Dems hammer GOP on abortion vote
The GOP’s latest vote to scale back abortion coverage will alienate women and haunt Republicans at the polls, House Democratic leaders charged Wednesday.
{mosads}The Democrats said the House proposal to cement the ban on federal abortion funding — which passed the lower chamber Tuesday on largely partisan lines — is just the most recent example of the Republicans’ “war on women.”
And they didn’t mince words in drawing gender lines between the parties.
House Minority Leader Nancy Pelosi (D-Calif.) characterized the GOP’s effort as a “fake front issue” revealing the Republicans’ “disrespect for the judgment of women.”
Sen. Barbara Boxer (D-Calif.) called it an “extreme” proposal revealing that Republicans are living in another century. And Rep. Louise Slaughter (D-N.Y.) described the vote as a “spectacle … of men in blue suits and red ties deciding what the women in the country are going to be able to do.”
“If we were to demand that every man having a vasectomy would not be allowed to do it during child-bearing age, that would be as stupid as what we are going through here,” Slaughter said during a pep rally of advocates for abortion rights in the Capitol.
Sponsored by Rep. Chris Smith (R-N.J.), the proposal would make permanent the ban on federal spending on abortion, a ban that’s been approved annually for almost four decades via an attachment to the Health and Human Services spending bill known as the Hyde Amendment.
Supporters say it would also ensure that no federal funding goes to subsidize insurance plans that offer abortion coverage on the exchanges created under the Democrats’ Affordable Care Act (ACA).
“Under the Affordable Care Act, massive amounts of public funds … will pay for insurance plans, many, perhaps most of which, will include elective abortions, abortion on demand,” Smith said. “That massively violates the Hyde Amendment.”
Democrats reject that charge, saying the ACA “explicitly prohibits taxpayer funds from being used to purchase abortion insurance coverage in the new healthcare exchanges,” in the words of Boxer.
“Their legislation, therefore, is a solution in search of a problem,” she said.
The Democrats have hammered Republicans for wanting to limit the reach of government in public life but fighting to expand Washington’s reach when it comes to women’s reproductive health.
“Politicians make crappy doctors,” Rep. Suzanne Bonamici (D-Ore.) said.
Smith’s bill passed through the House Tuesday by a vote of 227 to 188, with six Democrats supporting the measure and one Republican voting against.
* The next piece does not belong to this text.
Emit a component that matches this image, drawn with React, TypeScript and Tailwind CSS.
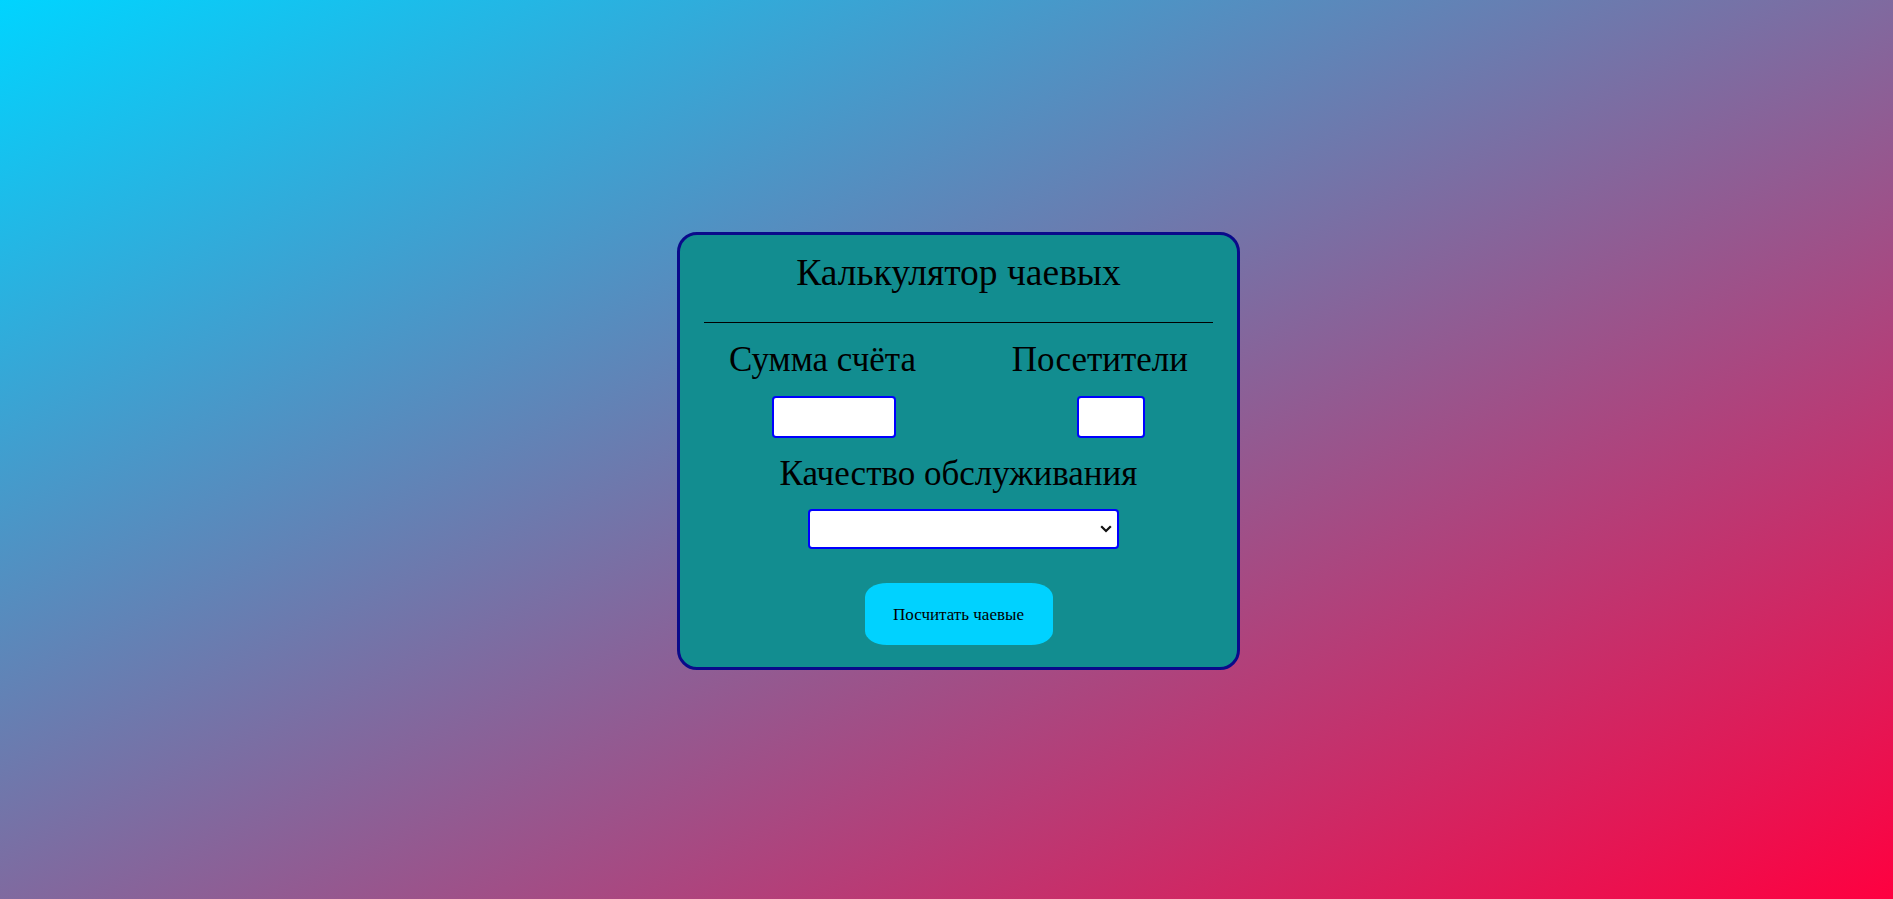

The proposal has no chance of moving through the Democratically controlled Senate.
The issue of women’s reproductive health has dogged Republicans in recent years, as a handful of favored GOP candidates have seen their campaigns sink after making controversial remarks on the topic. Former Rep. Todd Akin (R-Mo.), for instance, had a healthy lead in his 2012 race for the Senate until he claimed that women’s bodies can somehow shut down to prevent pregnancy in cases of “legitimate rape.”
The episodes led GOP campaign leaders to launch counseling sessions designed to advise Republican staffers on how to run more effective campaigns against female candidates, while Speaker John Boehner (R-Ohio) acknowledged last month that “some of our members just aren’t as sensitive as they ought to be.”
Despite the Democrats’ opposition to the GOP’s abortion positions, many see the issue as a boon for the party at the polls.
“I want them [Republicans] to put their cards on the table,” Ilyse Hogue, head of NARAL Pro-Choice America, said at Wednesday’s event. “Because when they try to fight this battle out in the open, they lose it.”